Veste en laine et soie, Veston en laine et soie rebrodé de sequins, Short en denim, Boots en cuir et satin, Louis Vuitton. Collier « Rivière Vendôme » en or blanc orné de diamants, Boucheron.

Ancienne gymnaste de haut niveau, Souheila Yacoub a décidé de changer le cours du destin en embrassant une carrière au cinéma. Un grand écart assumé et plutôt réussi, puisque la jeune femme est actuellement à l’affiche de deux films français attendus, Entre les vagues d’Anaïs Volpé et En Corps de Cédric Klapisch.

On l’a découverte en 2019 dans Climax de Gaspar Noé, se débattant parmi une horde de danseurs déchaînés et perchés sous LSD. Seule véritable actrice au casting, elle détonnait par ses capacités physiques (dans les scènes de danse) et par la force de son jeu, emportant le spectateur avec elle dans sa descente aux enfers. Trois ans plus tard, Souheila Yacoub peut se vanter d’avoir ajouté d’autres grands noms du cinéma français à son CV : Philippe Garrel, Rebecca Zlotowski, Cédric Kahn et, tout dernièrement, Cédric Klapisch. Un palmarès qui ferait pâlir de jalousie quelques étudiant.e.s du Conservatoire, qu’elle a d’ailleurs intégré après le Cours Florent.
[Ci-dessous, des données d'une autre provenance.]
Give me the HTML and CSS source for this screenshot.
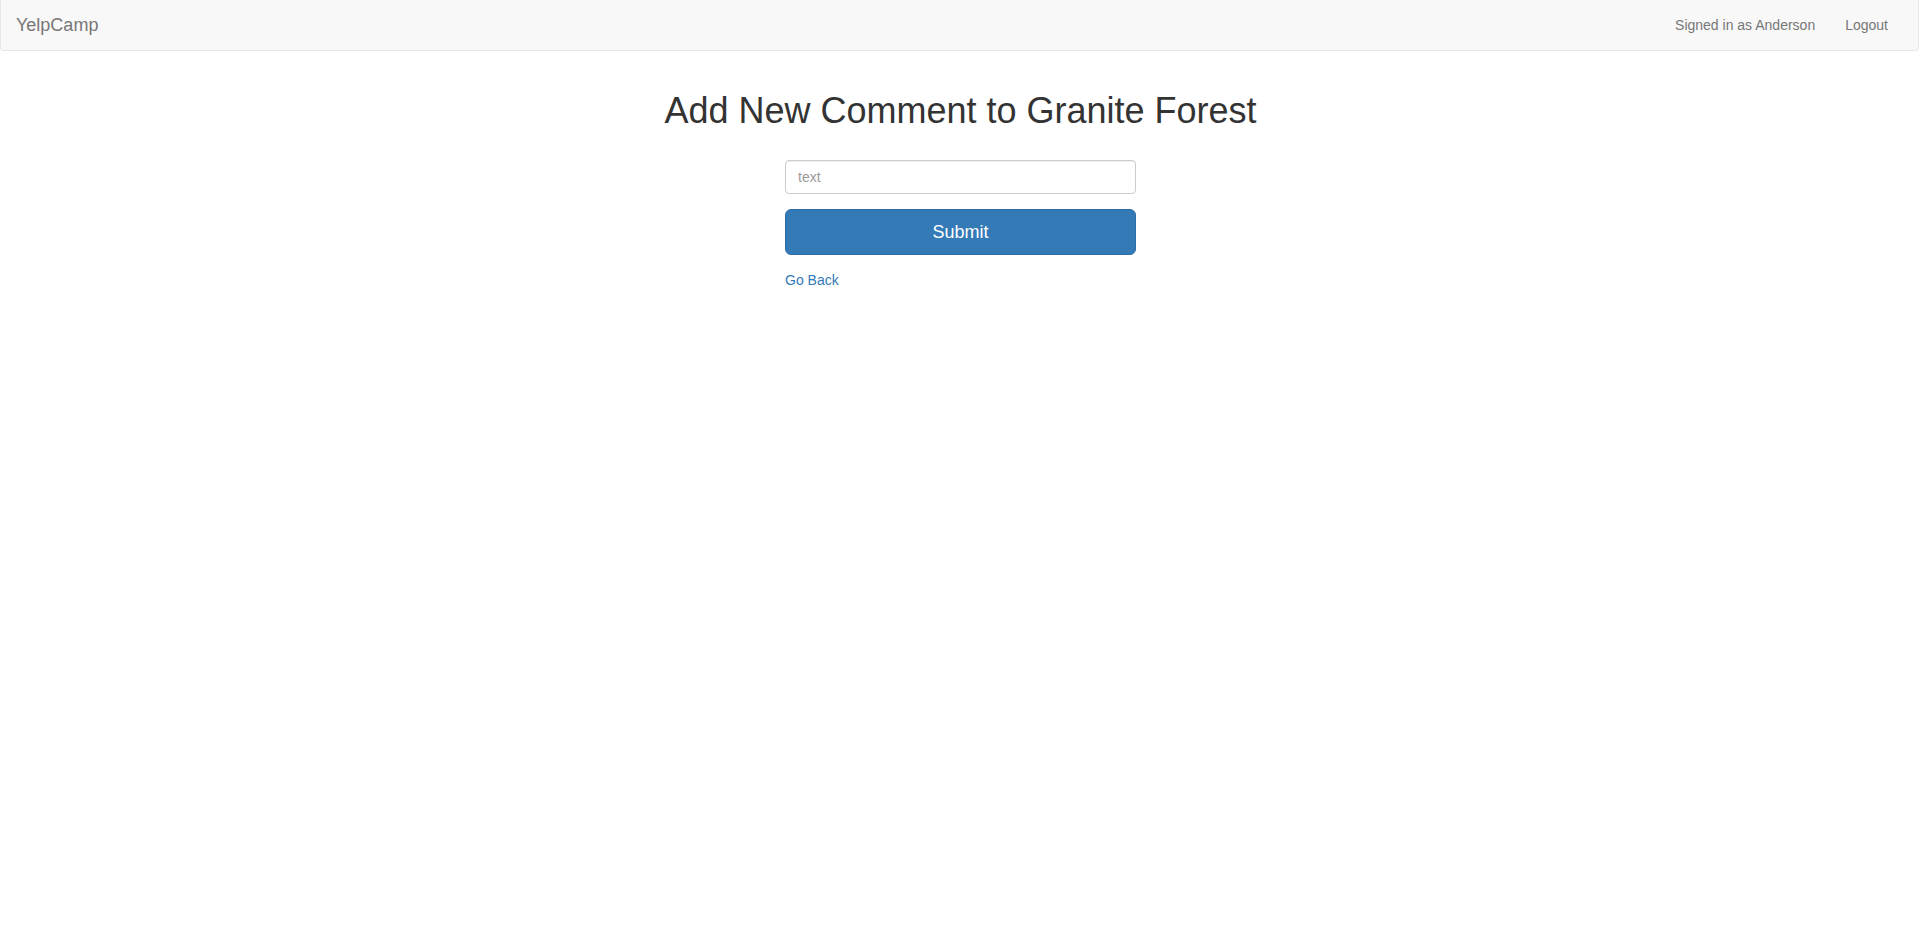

Pourtant, son nom n’a pas percé immédiatement, effacé par des premiers rôles plus “Césars friendly”, de ces films et séries très commentées. Nous la rencontrons alors que son tour semble venu – elle tient sa première tête d’affiche avec Entre les vagues d’Anaïs Volpé sélectionné à la Quinzaine des réalisateurs 2021 et dont la sortie est prévue le 16 mars prochain. L’actrice de bientôt 30 ans nous détaille un parcours hors normes, entre élite sportive (elle a été capitaine de l’équipe nationale suisse de GR), racines éparpillées et rencontres déterminantes.

Mixte. Dans quel environnement as-tu grandi et comment la gymnastique rythmique est-elle arrivée dans ta vie ?
Souheila  Yacoub. J’ai grandi à Genève avec ma mère et ma sœur, dans une famille très heureuse. Nous étions un trio soudé. Le sport est venu un peu tout seul. La GR est une discipline qui se commence très jeune. On nous donne assez tôt l’impression que c’est la seule chose qui compte. Ça m’a vite engloutie. À 12 ans, j’ai disputé mes premiers championnats d’Europe, j’étais la plus jeune gymnaste à participer. Puis, à 13 ans, j’ai quitté ma famille pour aller vivre avec l’équipe nationale suisse, junior puis senior. À partir de là, je n’ai quasiment plus vu mes proches jusqu’à mes 20 ans.

M. Tu aurais préféré avoir une autre adolescence ?
S. Y. Pour rien au monde je ne revivrais ce que j’ai vécu, notamment parce que je suis tombée sur deux coachs bulgares qui m’ont fait souffrir. Pour autant, je n’aurais pas voulu une autre adolescence, parce que c’est ce qui m’a fait telle que je suis maintenant. Je ne sais pas qui je serais si je n’avais pas eu cette discipline-là. J’ai arrêté la gymnastique après une disqualification aux jeux Olympiques de Londres due à un “problème de pointage” : l’Angleterre n’était pas qualifiée et avait déposé un recours, arguant que ce n’était pas normal que le pays organisateur ne participe pas. Elle a eu gain de cause, et du coup, ils ont viré le dernier pays à s’être qualifié, la Suisse… On était à quelques mois des Jeux. ça a été un coup dur.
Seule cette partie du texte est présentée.